Fundamental theorems on sequences
Theorem 2.2.1 (Uniqueness of the limit). If {an} is a convergent sequence with limit ℓ, there are no other limits.
Proof. Suppose there exist two limits ℓ1 and ℓ2 for the same sequence. By using triangular inequality:
|ℓ1 − ℓ2| = |ℓ1 − an + an − ℓ2| ≤ |ℓ1 − an| + |an − ℓ2| < 2ε
Since ε is a real positive number (can be chosen to be arbitrarily small), this inequality can only hold if ℓ1 = ℓ2. □
Theorem 2.2.2. (Squeeze Theorem). Let {an}, {bn} and {cn} be sequences such that
an ≤ bn ≤ cn
for every positive integer n. If
limn ⟶ ∞ an = ℓ = limn ⟶ ∞ cn
then
limn ⟶ ∞ bn = ℓ
Proof. Let ε > 0. By the definition of limit, there exists a positive integer N1 such that if n ≥ N1:
ℓ − ε < an < ℓ
An there exists a positive integer N2 such that if n ≥ N2:
ℓ − ε < cn < ℓ + ε
Thus is n ≥ max {N1,N2}, we have
ℓ − ε < an ≤ bn ≤ cn < ℓ + ε □
Example 2.2.3. To illustrate the squeeze theorem, we find the limit of the following sequence (sin n)/n as n → ∞. Recall that the sine function has range [−1, +1] so
−1 ≤ sin n ≤ 1
for every value of n; when we divide these inequalities by n, we obtain
−1/n ≤ (sin n)/n ≤ 1/n
The flanking sequences are −1∕n and 1∕n, and both of them converge to 0 as n → ∞. Therefore, {an} converges to 0 too. ■
Theorem 2.2.4. (Constancy of sign) If a sequence {an} has limit ℓ ≠ 0, its terms starting from an index ν on, have the same sign of ℓ.

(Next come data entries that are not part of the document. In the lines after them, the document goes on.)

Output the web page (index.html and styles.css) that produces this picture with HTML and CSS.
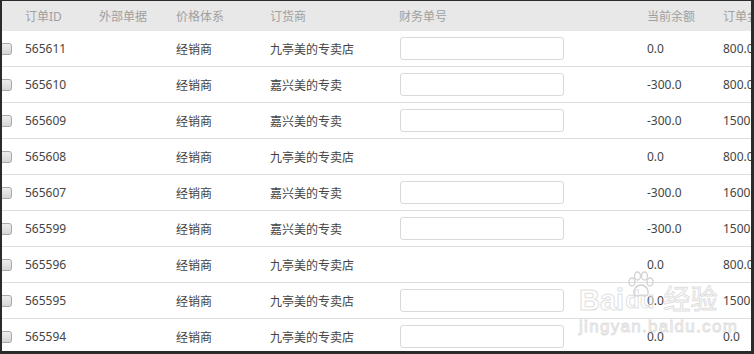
FILE: index.html
```html
<!DOCTYPE html>
<html>
<head>
<meta charset="utf-8">
<link rel="stylesheet" href="styles.css">
</head>
<body>
<div class="frame">
  <table class="grid">
    <colgroup>
      <col class="c-chk"><col class="c-id"><col class="c-ext"><col class="c-price"><col class="c-dealer"><col class="c-fin"><col class="c-bal"><col class="c-amt">
    </colgroup>
    <thead>
      <tr><th></th><th>订单ID</th><th>外部单据</th><th>价格体系</th><th>订货商</th><th>财务单号</th><th>当前余额</th><th>订单金额</th></tr>
    </thead>
    <tbody>
      <tr><td><span class="chk"></span></td><td>565611</td><td></td><td>经销商</td><td>九亭美的专卖店</td><td><span class="inp"></span></td><td>0.0</td><td>800.00</td></tr>
      <tr><td><span class="chk"></span></td><td>565610</td><td></td><td>经销商</td><td>嘉兴美的专卖</td><td><span class="inp"></span></td><td>-300.0</td><td>800.00</td></tr>
      <tr><td><span class="chk"></span></td><td>565609</td><td></td><td>经销商</td><td>嘉兴美的专卖</td><td><span class="inp"></span></td><td>-300.0</td><td>1500.00</td></tr>
      <tr><td><span class="chk"></span></td><td>565608</td><td></td><td>经销商</td><td>九亭美的专卖店</td><td></td><td>0.0</td><td>800.00</td></tr>
      <tr><td><span class="chk"></span></td><td>565607</td><td></td><td>经销商</td><td>嘉兴美的专卖</td><td><span class="inp"></span></td><td>-300.0</td><td>1600.00</td></tr>
      <tr><td><span class="chk"></span></td><td>565599</td><td></td><td>经销商</td><td>嘉兴美的专卖</td><td><span class="inp"></span></td><td>-300.0</td><td>1500.00</td></tr>
      <tr><td><span class="chk"></span></td><td>565596</td><td></td><td>经销商</td><td>九亭美的专卖店</td><td></td><td>0.0</td><td>800.00</td></tr>
      <tr><td><span class="chk"></span></td><td>565595</td><td></td><td>经销商</td><td>九亭美的专卖店</td><td><span class="inp"></span></td><td>0.0</td><td>1500.00</td></tr>
      <tr><td><span class="chk"></span></td><td>565594</td><td></td><td>经销商</td><td>九亭美的专卖店</td><td><span class="inp"></span></td><td>0.0</td><td>0.0</td></tr>
    </tbody>
  </table>
  <div class="wm">
    <svg class="wm-paw" width="30" height="28" viewBox="0 0 30 28">
      <g fill="none" stroke="#d2d2d2" stroke-width="1.3">
        <ellipse cx="6" cy="11" rx="3" ry="4"/>
        <ellipse cx="11.5" cy="5" rx="3" ry="4"/>
        <ellipse cx="18.5" cy="5" rx="3" ry="4"/>
        <ellipse cx="24" cy="11" rx="3" ry="4"/>
        <path d="M15 14 C10 14 7 19 8 23 C9 26 13 25 15 24 C17 25 21 26 22 23 C23 19 20 14 15 14 Z"/>
      </g>
    </svg>
    <div class="wm-top"><span class="wm-bai">Bai</span><span class="wm-du">du</span><span class="wm-jy">经验</span></div>
    <div class="wm-url">jingyan.baidu.com</div>
  </div>
</div>
</body>
</html>
```

FILE: styles.css
```css
html, body {
  margin: 0;
  padding: 0;
  background: #fff;
}
.frame {
  position: relative;
  box-sizing: border-box;
  width: 754px;
  height: 354px;
  border-top: 1px solid #2b2b2b;
  border-left: 2px solid #2b2b2b;
  border-right: 3px solid #2b2b2b;
  border-bottom: 3px solid #2b2b2b;
  overflow: hidden;
  font-family: "Noto Sans", "Noto Sans CJK SC", sans-serif;
  font-size: 12px;
  color: #444;
}
.grid {
  border-collapse: collapse;
  table-layout: fixed;
  width: 821px;
  white-space: nowrap;
}
.c-chk { width: 23px; }
.c-id { width: 74px; }
.c-ext { width: 77px; }
.c-price { width: 94px; }
.c-dealer { width: 129px; }
.c-fin { width: 248px; }
.c-bal { width: 76px; }
.c-amt { width: 100px; }
.grid th {
  height: 30px;
  padding: 0;
  background: #e8e8e8;
  color: #a0a0a0;
  font-weight: normal;
  text-align: left;
  vertical-align: middle;
  overflow: hidden;
}
.grid td {
  height: 35px;
  padding: 0;
  border-bottom: 1px solid #dedede;
  vertical-align: middle;
  overflow: hidden;
}
.chk {
  display: block;
  box-sizing: border-box;
  width: 13px;
  height: 12px;
  margin-left: -3px;
  border: 1px solid #a9a9a9;
  border-radius: 3px;
  background: linear-gradient(#ededed, #d6d6d6);
}
.inp {
  display: block;
  box-sizing: border-box;
  width: 164px;
  height: 23px;
  margin-left: 1px;
  border: 1px solid #d9d9d9;
  border-radius: 3px;
  background: #fff;
}
.wm {
  position: absolute;
  left: 577px;
  top: 270px;
  width: 140px;
  pointer-events: none;
  font-family: "Liberation Sans", "Noto Sans CJK SC", sans-serif;
  color: rgba(255, 255, 255, 0.55);
  -webkit-text-stroke: 1px rgba(205, 205, 205, 0.65);
}
.wm-paw {
  position: absolute;
  left: 47px;
  top: 0;
}
.wm-top {
  display: flex;
  align-items: flex-end;
  height: 44px;
}
.wm-bai, .wm-du {
  font-size: 29px;
  line-height: 30px;
  font-weight: bold;
}
.wm-du {
  margin-left: 1px;
  font-size: 24px;
}
.wm-jy {
  font-size: 27px;
  line-height: 30px;
  margin-left: 9px;
}
.wm-url {
  font-size: 17px;
  line-height: 20px;
  margin-top: 2px;
  letter-spacing: 1.3px;
}
```
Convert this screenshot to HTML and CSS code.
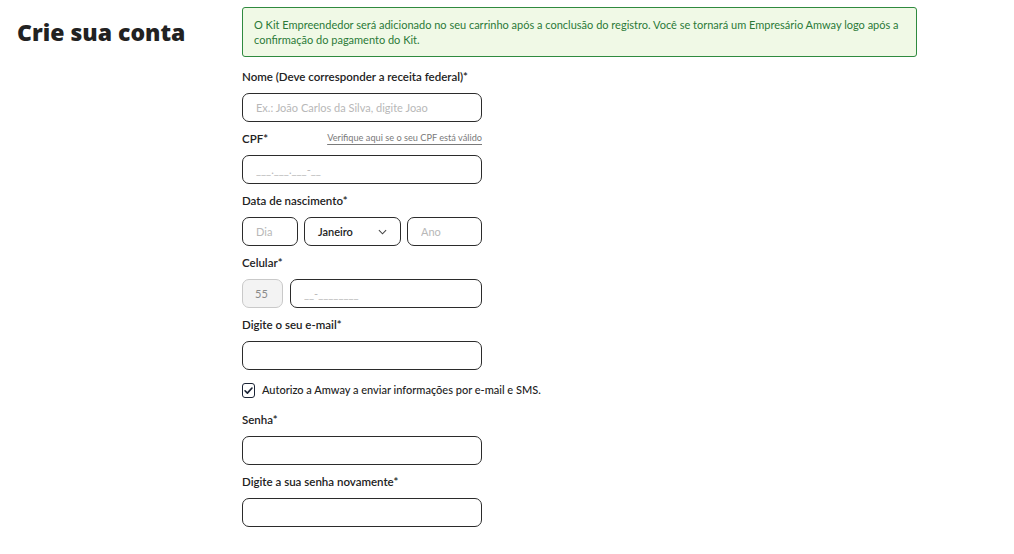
FILE: index.html
```html
<!DOCTYPE html>
<html lang="pt-BR">
<head>
    <meta charset="UTF-8">
    <meta name="viewport" content="width=device-width, initial-scale=1.0">
    <title>Crie sua conta</title>
    <link rel="stylesheet" href="styles.css">
</head>
<body>
    <div class="page">
        <aside class="side">
            <h1 class="title">Crie sua conta</h1>
        </aside>

        <main class="form-col">
            <div class="notice">
                O Kit Empreendedor será adicionado no seu carrinho após a conclusão do registro. Você se tornará um Empresário Amway logo após a confirmação do pagamento do Kit.
            </div>

            <form class="signup">
                <div class="field">
                    <label class="label" for="nome">Nome (Deve corresponder a receita federal)*</label>
                    <input class="input" id="nome" type="text" placeholder="Ex.: João Carlos da Silva, digite Joao">
                </div>

                <div class="field">
                    <div class="label-row">
                        <label class="label" for="cpf">CPF*</label>
                        <a class="hint-link" href="#">Verifique aqui se o seu CPF está válido</a>
                    </div>
                    <input class="input" id="cpf" type="text" placeholder="___.___.___-__">
                </div>

                <div class="field">
                    <label class="label" for="dia">Data de nascimento*</label>
                    <div class="row">
                        <input class="input input-day" id="dia" type="text" placeholder="Dia">
                        <div class="select">
                            <span>Janeiro</span>
                            <svg viewBox="0 0 10 6" fill="none" stroke="currentColor" stroke-width="1.2">
                                <path d="M1 1l4 4 4-4"/>
                            </svg>
                        </div>
                        <input class="input input-year" type="text" placeholder="Ano">
                    </div>
                </div>

                <div class="field">
                    <label class="label" for="celular">Celular*</label>
                    <div class="row row-phone">
                        <div class="ddi">55</div>
                        <input class="input" id="celular" type="text" placeholder="__-________">
                    </div>
                </div>

                <div class="field">
                    <label class="label" for="email">Digite o seu e-mail*</label>
                    <input class="input" id="email" type="text">
                </div>

                <label class="consent">
                    <span class="checkbox">
                        <svg viewBox="0 0 12 12" fill="none" stroke="#1b2436" stroke-width="1.8" stroke-linecap="round" stroke-linejoin="round">
                            <path d="M2.2 6.3l2.6 2.6 5-5.6"/>
                        </svg>
                    </span>
                    Autorizo a Amway a enviar informações por e-mail e SMS.
                </label>

                <div class="field">
                    <label class="label" for="senha">Senha*</label>
                    <input class="input" id="senha" type="password">
                </div>

                <div class="field">
                    <label class="label" for="senha2">Digite a sua senha novamente*</label>
                    <input class="input" id="senha2" type="password">
                </div>
            </form>
        </main>
    </div>
</body>
</html>
```

FILE: styles.css
```css
:root {
    --text-color: #222;
    --border-color: #2b2b2b;
    --placeholder: #b8b8b8;
    --notice-bg: #f0f9e6;
    --notice-border: #2f8a3f;
    --notice-text: #2b7a38;
}

* {
    margin: 0;
    padding: 0;
    box-sizing: border-box;
    font-family: Lato, 'Noto Sans', sans-serif;
}

body {
    background: #fff;
    color: var(--text-color);
}

.page {
    display: flex;
    padding-top: 7px;
}

.side {
    width: 242px;
    flex-shrink: 0;
    padding-left: 17px;
}

.title {
    font-family: 'Open Sans', sans-serif;
    font-size: 23px;
    font-weight: 800;
    line-height: 50px;
    color: #222;
}

.form-col {
    width: 675px;
}

.notice {
    background: var(--notice-bg);
    border: 1px solid var(--notice-border);
    border-radius: 3px;
    color: var(--notice-text);
    font-size: 11px;
    line-height: 15px;
    padding: 9px 11px;
}

.signup {
    width: 240px;
    margin-top: 12px;
    display: flex;
    flex-direction: column;
}

.field {
    display: flex;
    flex-direction: column;
    margin-bottom: 9px;
}

.label {
    font-size: 11.5px;
    font-weight: 600;
    line-height: 16px;
    color: var(--text-color);
    margin-bottom: 8px;
}

.label-row {
    display: flex;
    justify-content: space-between;
    align-items: flex-start;
}

.hint-link {
    font-size: 9.2px;
    color: #7a7a7a;
    text-decoration: underline;
    text-underline-offset: 3px;
    line-height: 14px;
}

.input {
    width: 100%;
    height: 29px;
    border: 1px solid var(--border-color);
    border-radius: 7px;
    padding: 0 13px;
    font-size: 11px;
    color: var(--text-color);
    background: #fff;
    outline: none;
}

.input::placeholder {
    color: var(--placeholder);
}

.row {
    display: flex;
    gap: 6px;
}

.input-day {
    width: 56px;
    flex-shrink: 0;
}

.input-year {
    width: 75px;
    flex-shrink: 0;
}

.select {
    width: 97px;
    height: 29px;
    flex-shrink: 0;
    border: 1px solid var(--border-color);
    border-radius: 7px;
    display: flex;
    align-items: center;
    justify-content: space-between;
    padding: 0 13px 0 13px;
    font-size: 11px;
    font-weight: 600;
    color: var(--text-color);
}

.select svg {
    width: 9px;
    height: 6px;
    color: #444;
}

.row-phone {
    gap: 7px;
}

.ddi {
    width: 41px;
    height: 29px;
    flex-shrink: 0;
    border: 1px solid #c9c9c9;
    border-radius: 7px;
    background: #f3f3f3;
    color: #8a8a8a;
    font-size: 11px;
    display: flex;
    align-items: center;
    padding-left: 12px;
}

.consent {
    display: flex;
    align-items: center;
    gap: 7px;
    margin-top: 3px;
    margin-bottom: 14px;
    font-size: 11px;
    font-weight: 500;
    white-space: nowrap;
    line-height: 16px;
}

.checkbox {
    width: 15px;
    height: 15px;
    border: 1.5px solid #1b2436;
    border-radius: 3px;
    display: flex;
    align-items: center;
    justify-content: center;
}

.checkbox svg {
    width: 11px;
    height: 11px;
}
```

Proof. Let ε= ℓ/2. By the definition of limit:
ℓ − |ℓ|/2 < an < ℓ + |ℓ|/2
∀ n > ν, given a certain ν (whose value depends on the choice of ε). Thus if ℓ > 0 it follows (from the first inequality)
an > ℓ/2 > 0
or if ℓ < 0 it follows (from the second inequality)
an < ℓ/2 < 0. □